Saibal Mitra gives away the special jury award for short fiction to Antara Banerjee for ‘The Duffer- Faltu Lok’
The V Shantaram Golden Award for best direction in short film was picked up by Navnita Sen’s ‘Visitor’. This film is about how a 10-year-old boy wakes up to find himself alone in his house during the pandemic. His mother, who had left for work early morning, is unable to return, due to a curfew-like lockdown in the city. An encounter with some unusual visitors, who drop by unexpectedly, change the course of his day. Antara Banerjee’s ‘The Duffer – Faltu Lok’ received the special jury award in this section. Banerjee's film traces what happens when Babu, a taxi driver, suddenly comes to know that his unmarried daughter is pregnant.

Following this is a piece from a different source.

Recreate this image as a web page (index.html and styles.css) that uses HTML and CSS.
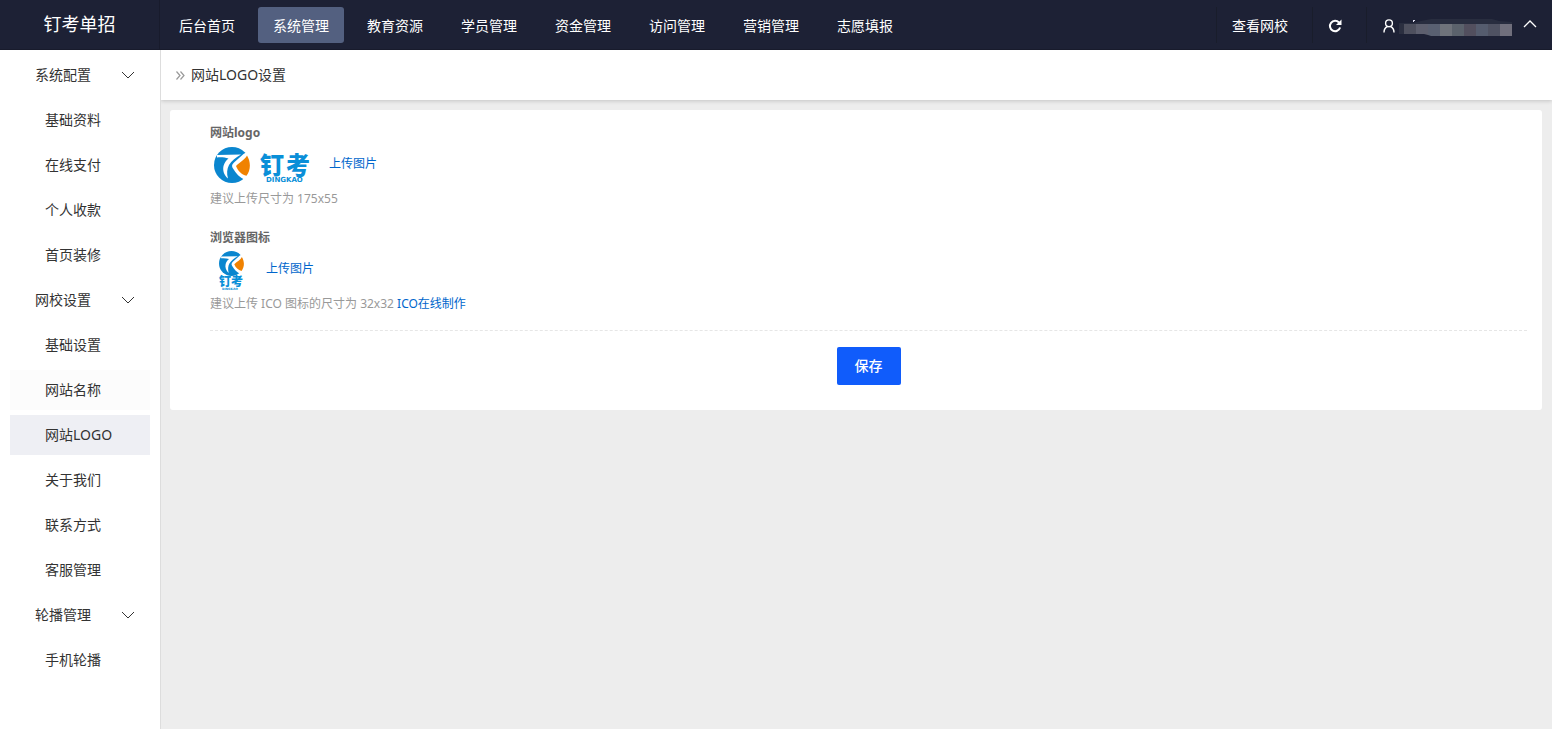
FILE: index.html
```html
<!DOCTYPE html>
<html lang="zh-CN">
<head>
<meta charset="utf-8">
<title>网站LOGO设置</title>
<link rel="stylesheet" href="styles.css">
</head>
<body>
<svg class="defs" aria-hidden="true">
  <symbol id="mark" viewBox="0 0 36 36">
    <circle cx="18" cy="18" r="18" fill="#0a86cf"/>
    <path d="M3 8 L27 7.500 C22 10.500 17.500 13.500 15 18 C13 22 12.500 26 14 31.500 C10 28 8.500 23.500 9.500 19 C10.500 15.500 12 13.500 14.500 11.500 C11 10.500 7 10 3 10.500 Z" fill="#fff"/>
    <path d="M29.500 7 L20 15.500 C17.800 17.500 17.500 19.500 19 21.500 C22 26.500 25.500 30.500 31 33 L37 29 L37 7 L32 5.500 Z" fill="#fff"/>
    <path d="M33 8.500 C31 12.500 26 15 22 19 C24 24 27.500 27.500 32.500 28.700 C36.800 23 37 15 33 8.500 Z" fill="#f08200"/>
  </symbol>
  <symbol id="down" viewBox="0 0 14 14">
    <path d="M1 4 L7 10 L13 4" fill="none" stroke="currentColor"/>
  </symbol>
</svg>

<header class="topbar">
  <div class="brand">钉考单招</div>
  <nav class="nav">
    <a href="#">后台首页</a>
    <a href="#" class="on">系统管理</a>
    <a href="#">教育资源</a>
    <a href="#">学员管理</a>
    <a href="#">资金管理</a>
    <a href="#">访问管理</a>
    <a href="#">营销管理</a>
    <a href="#">志愿填报</a>
  </nav>
  <div class="tools">
    <a href="#" class="tool">查看网校</a>
    <button type="button" class="tool" aria-label="刷新">
      <svg width="14" height="14" viewBox="0 0 14 14"><path d="M11 3.500 A5.200 5.200 0 1 0 12.100 8.500" fill="none" stroke="#fff" stroke-width="2"/><path d="M13.500 0.500 V6 H8 Z" fill="#fff"/></svg>
    </button>
    <button type="button" class="tool user" aria-label="账户">
      <svg width="12" height="14" viewBox="0 0 12 14"><g fill="none" stroke="#fff" stroke-width="1.400"><circle cx="6" cy="4.300" r="3.400"/><path d="M1 13.500 C1 10.500 2.500 8.300 4.600 7.500 M11 13.500 C11 10.500 9.500 8.300 7.400 7.500"/></g></svg>
      <svg class="mask" width="113" height="18" viewBox="0 0 113 18">
        <path d="M0 5 H14 L22 3 L32 1 H93 L100 3 L113 4 V8 H0 Z" fill="#282d3f"/>
        <path d="M0 6 H5 V16 H0 Z" fill="#2b2f40"/>
        <path d="M5 6 H17 V16 H5 Z" fill="#4e505e"/>
        <path d="M17 6 H29 V17 L25 16 H17 Z" fill="#5d5f6e"/>
        <path d="M29 6 H41 V18 H32 L29 17 Z" fill="#596071"/>
        <path d="M41 6 H53 V18 H41 Z" fill="#6f737b"/>
        <path d="M53 6 H65 V18 H53 Z" fill="#5b626c"/>
        <path d="M65 6 H77 V18 H65 Z" fill="#524f5e"/>
        <path d="M77 6 H89 V18 H77 Z" fill="#555c6e"/>
        <path d="M89 6 H101 V18 H89 Z" fill="#4f5262"/>
        <path d="M101 6 H113 V18 H101 Z" fill="#706f7c"/>
        <path d="M14 2 h2 v1 h-1 v1 h-1 Z" fill="#dde"/>
      </svg>
      <svg class="up" width="14" height="14" viewBox="0 0 14 14"><path d="M1 9 L7 3 L13 9" fill="none" stroke="#fff" stroke-width="1.300"/></svg>
    </button>
  </div>
</header>

<div class="body">
  <aside class="side">
    <button type="button" class="group">系统配置<svg width="14" height="14"><use href="#down"/></svg></button>
    <a href="#">基础资料</a>
    <a href="#">在线支付</a>
    <a href="#">个人收款</a>
    <a href="#">首页装修</a>
    <button type="button" class="group">网校设置<svg width="14" height="14"><use href="#down"/></svg></button>
    <a href="#">基础设置</a>
    <a href="#" class="faded">网站名称</a>
    <a href="#" class="on">网站LOGO</a>
    <a href="#">关于我们</a>
    <a href="#">联系方式</a>
    <a href="#">客服管理</a>
    <button type="button" class="group">轮播管理<svg width="14" height="14"><use href="#down"/></svg></button>
    <a href="#">手机轮播</a>
  </aside>

  <main class="main">
    <h1 class="crumb">
      <svg width="9" height="10" viewBox="0 0 9 10"><path d="M0.500 1.500 L4 5.500 L0.500 9.500 M4.500 1.500 L8 5.500 L4.500 9.500" fill="none" stroke="#999" stroke-width="1.200"/></svg>
      网站LOGO设置
    </h1>
    <form class="card">
      <section class="field">
        <h2>网站logo</h2>
        <div class="pic">
          <svg class="wide" width="111" height="42" viewBox="0 0 111 42" role="img" aria-label="钉考">
            <use href="#mark" x="4" y="4" width="36" height="36"/>
            <text class="logo-cn" x="50 76" y="31" font-size="24">钉考</text>
            <text class="logo-en" x="56" y="39" font-size="7">DINGKAO</text>
          </svg>
          <a href="#">上传图片</a>
        </div>
        <p>建议上传尺寸为 175x55</p>
      </section>
      <section class="field">
        <h2>浏览器图标</h2>
        <div class="pic">
          <svg class="small" width="40" height="42" viewBox="0 0 40 42" role="img" aria-label="钉考">
            <use href="#mark" x="9" y="3" width="25" height="25"/>
            <text class="logo-cn" x="9" y="38" font-size="12">钉考</text>
            <text class="logo-en" x="12" y="42" font-size="3">DINGKAO</text>
          </svg>
          <a href="#">上传图片</a>
        </div>
        <p>建议上传 ICO 图标的尺寸为 32x32 <a href="#">ICO在线制作</a></p>
      </section>
      <div class="actions"><button type="submit">保存</button></div>
    </form>
  </main>
</div>
</body>
</html>
```
FILE: styles.css
```css
* { box-sizing: border-box; }

body {
  margin: 0;
  min-height: 100vh;
  display: flex;
  flex-direction: column;
  font: 14px/20px "Noto Sans", "Noto Sans CJK SC", sans-serif;
  color: #333;
  background: #ededed;
}

a { color: inherit; text-decoration: none; }
button { font: inherit; color: inherit; border: 0; background: none; padding: 0; cursor: pointer; }
h1, h2, p { margin: 0; }
svg { flex: none; }
.defs { position: absolute; width: 0; height: 0; }

.topbar {
  display: flex;
  height: 50px;
  background: #1d2135;
  border-bottom: 1px solid #181b2c;
  color: #fff;
}
.brand {
  width: 160px;
  border-right: 1px solid #181b2c;
  font-size: 18px;
  line-height: 48px;
  text-align: center;
}
.nav { flex: 1; display: flex; align-items: center; gap: 8px; padding-left: 4px; }
.nav a { padding: 2px 15px 0; line-height: 34px; border-radius: 3px; }
.nav .on { background: #536080; }

.tools { display: flex; align-items: center; }
.tool {
  display: flex;
  align-items: center;
  height: 36px;
  padding: 2px 24px 0 15px;
  border-left: 1px solid #191d2b;
}
.user { padding: 2px 15px 0 16px; }
.mask { margin: 2px 11px 0 4px; }
.up { margin-bottom: 2px; }

.body { flex: 1; display: flex; }

.side {
  width: 161px;
  padding: 5px 10px;
  background: #fff;
  border-right: 1px solid #ddd;
}
.side a, .group {
  display: flex;
  align-items: center;
  width: 140px;
  height: 40px;
  margin-bottom: 5px;
  padding-left: 35px;
}
.side .group { justify-content: space-between; padding: 0 15px 0 25px; }
.side .on { background: #eeeff4; }
.side .faded { background: #fcfcfc; }

.main { flex: 1; }
.crumb {
  display: flex;
  align-items: center;
  gap: 6px;
  height: 50px;
  padding-left: 15px;
  background: #fff;
  box-shadow: 0 1px 4px rgba(0, 0, 0, 0.18);
  clip-path: inset(0 0 -8px 0);
  font-size: 14px;
  font-weight: 400;
}

.card {
  margin: 10px 10px 10px 9px;
  padding: 13px 15px 25px 40px;
  background: #fff;
  border-radius: 3px;
  font-size: 12px;
}
.field { margin-bottom: 15px; }
.field h2 { font-size: 12px; line-height: 20px; font-weight: 700; color: #666; }
.field p { line-height: 28px; color: #999; }
.field a { color: #0066cc; }
.pic { display: flex; align-items: center; height: 42px; }
.wide { margin-right: 8px; }
.small { margin-right: 16px; }
.logo-cn { font-family: "Noto Sans CJK SC", sans-serif; font-weight: 900; fill: #0a8fd8; }
.logo-en { font-family: "DejaVu Sans", sans-serif; font-weight: 700; fill: #0a8fd8; }

.field + .field { margin-bottom: 12px; }
.actions {
  border-top: 1px dashed #e6e6e6;
  padding-top: 16px;
  text-align: center;
}
.actions button {
  padding: 0 18px;
  font-size: 14px;
  line-height: 38px;
  border-radius: 2px;
  color: #fff;
  font-weight: 500;
  background: #105cfb;
}
```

The short films were judged by Insaf Ouhiba (Tunisia), Kristina Aschenbrennerova (Slovakia) and Sharofat M. Arabova (Tajikistan). According to them, these films treat “important topics”, show the talent in filmmaking, scriptwriting, film direction and the especially difficult work of working with child actors, give “voice to the voiceless” and “show new angles”.